Copy the data that follows exactly. Include no pictures.
** START OF Given material **
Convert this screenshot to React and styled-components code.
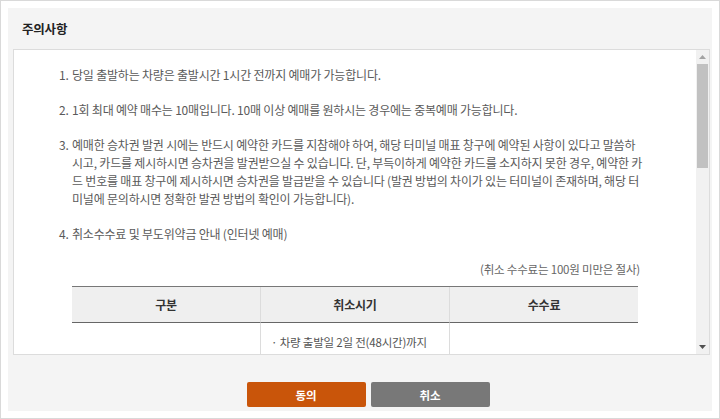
import React from "react";
import styled, { createGlobalStyle } from "styled-components";

const Global = createGlobalStyle`
  html, body { margin: 0; padding: 0; background: #fff; }
  body { font-family: "Noto Sans CJK KR", "Noto Sans", sans-serif; }
  * { box-sizing: border-box; }
`;

const Frame = styled.div`
  width: 720px;
  height: 419px;
  border: 1px solid #d9d9d9;
  padding: 7px;
  background: #fff;
`;

const Panel = styled.div`
  height: 100%;
  background: #f4f4f4;
  display: flex;
  flex-direction: column;
  padding: 0 2px 0 5px;
`;

const Header = styled.div`
  height: 41px;
  display: flex;
  align-items: center;
  padding-left: 9px;
  font-size: 12.5px;
  font-weight: 700;
  color: #222;
  letter-spacing: -0.2px;
`;

const ContentBox = styled.div`
  height: 306px;
  background: #fff;
  border: 1px solid #dcdcdc;
  display: flex;
`;

const Scroll = styled.div`
  flex: 1;
  overflow: hidden;
  padding: 16px 56px 0 45px;
`;

const Item = styled.div`
  display: grid;
  grid-template-columns: 13px 1fr;
  font-size: 12px;
  line-height: 18px;
  color: #5a5a5a;
  margin-bottom: 17px;
  white-space: nowrap;
  letter-spacing: -0.2px;
`;

const Num = styled.span``;

const Note = styled.div`
  text-align: right;
  margin-top: 17px;
  font-size: 11.5px;
  line-height: 18px;
  color: #666;
`;

const Table = styled.div`
  margin-top: 8px;
  display: grid;
  grid-template-columns: 188px 189px 1fr;
  border-top: 1px solid #777;
  margin-right: 2px;
`;

const Th = styled.div`
  height: 36px;
  display: flex;
  align-items: center;
  justify-content: center;
  background: #efefef;
  border-bottom: 1px solid #666;
  border-left: ${(p) => (p.$first ? "none" : "1px solid #dcdcdc")};
  font-size: 12px;
  font-weight: 700;
  color: #333;
`;

const Td = styled.div`
  height: 40px;
  padding: 10px 0 0 10px;
  border-left: ${(p) => (p.$first ? "none" : "1px solid #dcdcdc")};
  font-size: 11.5px;
  line-height: 18px;
  color: #555;
`;

const ScrollBar = styled.div`
  width: 13px;
  background: #f1f1f1;
  display: flex;
  flex-direction: column;
  align-items: center;
`;

const Arrow = styled.div`
  height: 14px;
  width: 100%;
  display: flex;
  align-items: center;
  justify-content: center;
`;

const Thumb = styled.div`
  width: 11px;
  height: 104px;
  background: #c1c1c1;
`;

const Track = styled.div`
  flex: 1;
`;

const Footer = styled.div`
  flex: 1;
  display: flex;
  justify-content: center;
  align-items: flex-start;
  padding: 27px 0 0 13px;
  gap: 5px;
`;

const Button = styled.button`
  width: 119px;
  height: 25px;
  border: none;
  border-radius: 2px;
  background: ${(p) => (p.$primary ? "#c9550a" : "#787878")};
  color: #fff;
  font-family: "Noto Sans CJK KR", sans-serif;
  font-size: 11.5px;
  font-weight: 700;
  padding: 0;
`;

export default function App() {
  return (
    <>
      <Global />
      <Frame>
        <Panel>
          <Header>주의사항</Header>
          <ContentBox>
            <Scroll>
              <Item>
                <Num>1.</Num>
                <span>당일 출발하는 차량은 출발시간 1시간 전까지 예매가 가능합니다.</span>
              </Item>
              <Item>
                <Num>2.</Num>
                <span>1회 최대 예약 매수는 10매입니다. 10매 이상 예매를 원하시는 경우에는 중복예매 가능합니다.</span>
              </Item>
              <Item>
                <Num>3.</Num>
                <span>
                  예매한 승차권 발권 시에는 반드시 예약한 카드를 지참해야 하여, 해당 터미널 매표 창구에 예약된 사항이 있다고 말씀하
                  <br />
                  시고, 카드를 제시하시면 승차권을 발권받으실 수 있습니다. 단, 부득이하게 예약한 카드를 소지하지 못한 경우, 예약한 카
                  <br />
                  드 번호를 매표 창구에 제시하시면 승차권을 발급받을 수 있습니다 (발권 방법의 차이가 있는 터미널이 존재하며, 해당 터
                  <br />
                  미널에 문의하시면 정확한 발권 방법의 확인이 가능합니다).
                </span>
              </Item>
              <Item>
                <Num>4.</Num>
                <div>
                  <span>취소수수료 및 부도위약금 안내 (인터넷 예매)</span>
                  <Note>(취소 수수료는 100원 미만은 절사)</Note>
                  <Table>
                    <Th $first>구분</Th>
                    <Th>취소시기</Th>
                    <Th>수수료</Th>
                    <Td $first></Td>
                    <Td>· 차량 출발일 2일 전(48시간)까지</Td>
                    <Td></Td>
                  </Table>
                </div>
              </Item>
            </Scroll>
            <ScrollBar>
              <Arrow>
                <svg width="7" height="4" viewBox="0 0 7 4">
                  <path d="M0 4 L3.5 0 L7 4 Z" fill="#a3a3a3" />
                </svg>
              </Arrow>
              <Thumb />
              <Track />
              <Arrow>
                <svg width="7" height="4" viewBox="0 0 7 4">
                  <path d="M0 0 L7 0 L3.5 4 Z" fill="#505050" />
                </svg>
              </Arrow>
            </ScrollBar>
          </ContentBox>
          <Footer>
            <Button $primary>동의</Button>
            <Button>취소</Button>
          </Footer>
        </Panel>
      </Frame>
    </>
  );
}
** END OF Given material **
--- Response to this task ---
Convert this screenshot to React and styled-components code.
import React from "react";
import styled, { createGlobalStyle } from "styled-components";

const Global = createGlobalStyle`
  html, body { margin: 0; padding: 0; background: #fff; }
  body { font-family: "Noto Sans CJK KR", "Noto Sans", sans-serif; }
  * { box-sizing: border-box; }
`;

const Frame = styled.div`
  width: 720px;
  height: 419px;
  border: 1px solid #d9d9d9;
  padding: 7px;
  background: #fff;
`;

const Panel = styled.div`
  height: 100%;
  background: #f4f4f4;
  display: flex;
  flex-direction: column;
  padding: 0 2px 0 5px;
`;

const Header = styled.div`
  height: 41px;
  display: flex;
  align-items: center;
  padding-left: 9px;
  font-size: 12.5px;
  font-weight: 700;
  color: #222;
  letter-spacing: -0.2px;
`;

const ContentBox = styled.div`
  height: 306px;
  background: #fff;
  border: 1px solid #dcdcdc;
  display: flex;
`;

const Scroll = styled.div`
  flex: 1;
  overflow: hidden;
  padding: 16px 56px 0 45px;
`;

const Item = styled.div`
  display: grid;
  grid-template-columns: 13px 1fr;
  font-size: 12px;
  line-height: 18px;
  color: #5a5a5a;
  margin-bottom: 17px;
  white-space: nowrap;
  letter-spacing: -0.2px;
`;

const Num = styled.span``;

const Note = styled.div`
  text-align: right;
  margin-top: 17px;
  font-size: 11.5px;
  line-height: 18px;
  color: #666;
`;

const Table = styled.div`
  margin-top: 8px;
  display: grid;
  grid-template-columns: 188px 189px 1fr;
  border-top: 1px solid #777;
  margin-right: 2px;
`;

const Th = styled.div`
  height: 36px;
  display: flex;
  align-items: center;
  justify-content: center;
  background: #efefef;
  border-bottom: 1px solid #666;
  border-left: ${(p) => (p.$first ? "none" : "1px solid #dcdcdc")};
  font-size: 12px;
  font-weight: 700;
  color: #333;
`;

const Td = styled.div`
  height: 40px;
  padding: 10px 0 0 10px;
  border-left: ${(p) => (p.$first ? "none" : "1px solid #dcdcdc")};
  font-size: 11.5px;
  line-height: 18px;
  color: #555;
`;

const ScrollBar = styled.div`
  width: 13px;
  background: #f1f1f1;
  display: flex;
  flex-direction: column;
  align-items: center;
`;

const Arrow = styled.div`
  height: 14px;
  width: 100%;
  display: flex;
  align-items: center;
  justify-content: center;
`;

const Thumb = styled.div`
  width: 11px;
  height: 104px;
  background: #c1c1c1;
`;

const Track = styled.div`
  flex: 1;
`;

const Footer = styled.div`
  flex: 1;
  display: flex;
  justify-content: center;
  align-items: flex-start;
  padding: 27px 0 0 13px;
  gap: 5px;
`;

const Button = styled.button`
  width: 119px;
  height: 25px;
  border: none;
  border-radius: 2px;
  background: ${(p) => (p.$primary ? "#c9550a" : "#787878")};
  color: #fff;
  font-family: "Noto Sans CJK KR", sans-serif;
  font-size: 11.5px;
  font-weight: 700;
  padding: 0;
`;

export default function App() {
  return (
    <>
      <Global />
      <Frame>
        <Panel>
          <Header>주의사항</Header>
          <ContentBox>
            <Scroll>
              <Item>
                <Num>1.</Num>
                <span>당일 출발하는 차량은 출발시간 1시간 전까지 예매가 가능합니다.</span>
              </Item>
              <Item>
                <Num>2.</Num>
                <span>1회 최대 예약 매수는 10매입니다. 10매 이상 예매를 원하시는 경우에는 중복예매 가능합니다.</span>
              </Item>
              <Item>
                <Num>3.</Num>
                <span>
                  예매한 승차권 발권 시에는 반드시 예약한 카드를 지참해야 하여, 해당 터미널 매표 창구에 예약된 사항이 있다고 말씀하
                  <br />
                  시고, 카드를 제시하시면 승차권을 발권받으실 수 있습니다. 단, 부득이하게 예약한 카드를 소지하지 못한 경우, 예약한 카
                  <br />
                  드 번호를 매표 창구에 제시하시면 승차권을 발급받을 수 있습니다 (발권 방법의 차이가 있는 터미널이 존재하며, 해당 터
                  <br />
                  미널에 문의하시면 정확한 발권 방법의 확인이 가능합니다).
                </span>
              </Item>
              <Item>
                <Num>4.</Num>
                <div>
                  <span>취소수수료 및 부도위약금 안내 (인터넷 예매)</span>
                  <Note>(취소 수수료는 100원 미만은 절사)</Note>
                  <Table>
                    <Th $first>구분</Th>
                    <Th>취소시기</Th>
                    <Th>수수료</Th>
                    <Td $first></Td>
                    <Td>· 차량 출발일 2일 전(48시간)까지</Td>
                    <Td></Td>
                  </Table>
                </div>
              </Item>
            </Scroll>
            <ScrollBar>
              <Arrow>
                <svg width="7" height="4" viewBox="0 0 7 4">
                  <path d="M0 4 L3.5 0 L7 4 Z" fill="#a3a3a3" />
                </svg>
              </Arrow>
              <Thumb />
              <Track />
              <Arrow>
                <svg width="7" height="4" viewBox="0 0 7 4">
                  <path d="M0 0 L7 0 L3.5 4 Z" fill="#505050" />
                </svg>
              </Arrow>
            </ScrollBar>
          </ContentBox>
          <Footer>
            <Button $primary>동의</Button>
            <Button>취소</Button>
          </Footer>
        </Panel>
      </Frame>
    </>
  );
}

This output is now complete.